Given the structure of the economy, the source said the Government has very little flexibility, because the country is too dependent on foreign investment.

But the big question is whether the Government would meet its revenue targets, when it was running $20 million a month behind through October. The Government said November, December and January were on average $6 million ahead on projection, but never explained what accounted for that.

Meanwhile, Government revenue is going to be less than forecast, the source said and it is going to have to spend more because the economy is slowing down and people are being laid off, putting a demand on social services and on the creation of jobs.

“What we rely on is foreign investment to stimulate the economy, but we really need to start taking charge of that ourselves.

“The Government would then look to borrow more money to get the economy going and making some sort of investment.”

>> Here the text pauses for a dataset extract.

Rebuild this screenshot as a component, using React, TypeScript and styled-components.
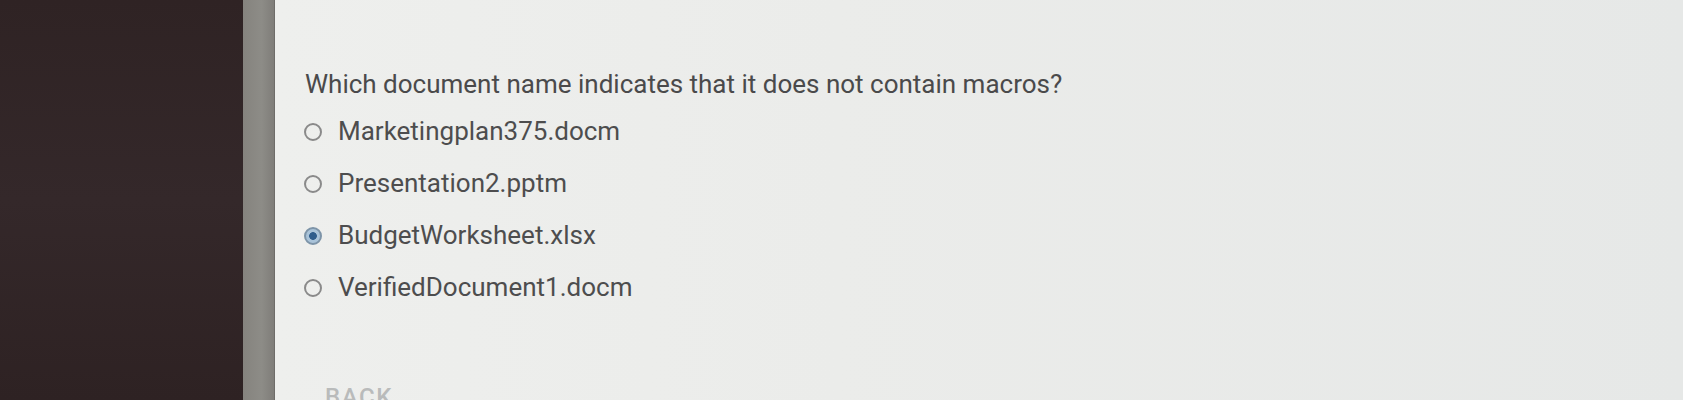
import React from "react";
import styled, { createGlobalStyle } from "styled-components";

const GlobalStyle = createGlobalStyle`
  html, body {
    margin: 0;
    padding: 0;
    background: #e9eae8;
  }
  body {
    font-family: Roboto, "Noto Sans", "Liberation Sans", sans-serif;
  }
`;

const Page = styled.div`
  display: flex;
  height: 400px;
  overflow: hidden;
`;

const DarkSide = styled.div`
  width: 243px;
  flex: 0 0 243px;
  background: linear-gradient(180deg, #2f2324 0%, #34282a 50%, #2e2223 100%);
`;

const Strip = styled.div`
  width: 31px;
  flex: 0 0 31px;
  background: linear-gradient(90deg, #85837e 0%, #8d8c87 60%, #7f7d79 100%);
  border-right: 1px solid #6e6c69;
`;

const Main = styled.main`
  flex: 1;
  display: flex;
  flex-direction: column;
  padding: 69px 40px 0 29px;
  background: linear-gradient(90deg, #eeefed 0%, #ebecea 40%, #e6e8e7 100%);
`;

const Question = styled.h2`
  margin: 0 0 0 1px;
  font-size: 26px;
  line-height: 30px;
  font-weight: 400;
  color: #4a4a4b;
`;

const OptionList = styled.div`
  display: flex;
  flex-direction: column;
  margin-top: 6px;
`;

const OptionRow = styled.label`
  display: flex;
  align-items: center;
  gap: 16px;
  height: 52px;
  cursor: pointer;
`;

const Radio = styled.span<{ $checked?: boolean }>`
  box-sizing: border-box;
  width: 18px;
  height: 18px;
  flex: 0 0 18px;
  border-radius: 50%;
  margin-top: 2px;
  border: 2.5px solid ${(p) => (p.$checked ? "#7d94a8" : "#8a8a8a")};
  background: ${(p) =>
    p.$checked
      ? "radial-gradient(circle, #2f5d8c 0 3.5px, #a9c3d9 4.2px 100%)"
      : "transparent"};
`;

const OptionText = styled.span`
  font-size: 26px;
  line-height: 30px;
  color: #4d4d4e;
`;

const Divider = styled.hr`
  border: none;
  height: 1px;
  background: #dfe0de;
  margin: 24px 0 0 21px;
`;

const BackButton = styled.button`
  align-self: flex-start;
  margin: 46px 0 0 21px;
  padding: 0;
  border: none;
  background: none;
  font-family: Roboto, "Liberation Sans", sans-serif;
  font-size: 24px;
  line-height: 28px;
  font-weight: 500;
  letter-spacing: 1.6px;
  color: #b9bbbb;
  text-transform: uppercase;
`;

const options = [
  { label: "Marketingplan375.docm", checked: false },
  { label: "Presentation2.pptm", checked: false },
  { label: "BudgetWorksheet.xlsx", checked: true },
  { label: "VerifiedDocument1.docm", checked: false },
];

export default function App() {
  return (
    <>
      <GlobalStyle />
      <Page>
        <DarkSide />
        <Strip />
        <Main>
          <Question>
            Which document name indicates that it does not contain macros?
          </Question>
          <OptionList>
            {options.map((o) => (
              <OptionRow key={o.label}>
                <Radio $checked={o.checked} />
                <OptionText>{o.label}</OptionText>
              </OptionRow>
            ))}
          </OptionList>
          <Divider />
          <BackButton>Back</BackButton>
        </Main>
      </Page>
    </>
  );
}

However, there is a silver lining behind the dark cloud, particularly if the war is over between the U.S. and Iraq, the source said.

With reasonably high numbers in hotel occupancy, if the country gets foreign investments going such as that of Atlantis, and gas prices continue to decrease, and domestic rates are lower, that would reduce the national debt, he said.

“If the war is truly over, people would continue to come here as opposed to going to Europe and the Middle East.”

The Central Bank’s report said that budgetary financing during the second quarter of fiscal year 2002-03 included total borrowing from domestic currency sources of $74 million and $7.5 million from external creditors. Debt amortization of $19.3 million comprised $13 million in Bahamian dollar repayments and $6.3 million in foreign currency.

As a result, the direct charge on Government rose by $62.2 million (3.6 per cent) to $1,805.3 million at Dec. 31, representing an increase of $202 million (12.6 per cent) for the calendar year, the report said.

For the Bahamian dollar portion, at 87.3 per cent of the total, holder patterns revealed no marked shifts from the previous quarter, with the majority (39.3 per cent) held by public corporations (mainly the National Insurance Board), followed by domestic banks (25.2 per cent), private and institutional investors (23.8 per cent) and the Central Bank (11.6 per cent), the report said.

Government bonds were the largest component of Bahamian-dollar debt (82.8 per cent), with an average term to maturity of 10 years. The rest of the Bahamian-dollar charge consisted of Treasury bills (11.4 per cent) and advances (5.8 per cent), the report said.

As constituted, however, the direct charge excludes short-term advances from domestic banks, which decreased by 47.4 per cent to $35.8 million during the quarter, and by 51.4 per cent during the calendar year.

According to the source, the Government borrowed a net additional $62 million through bonds, and used about half of it to reduce overdrafts to commercial banks.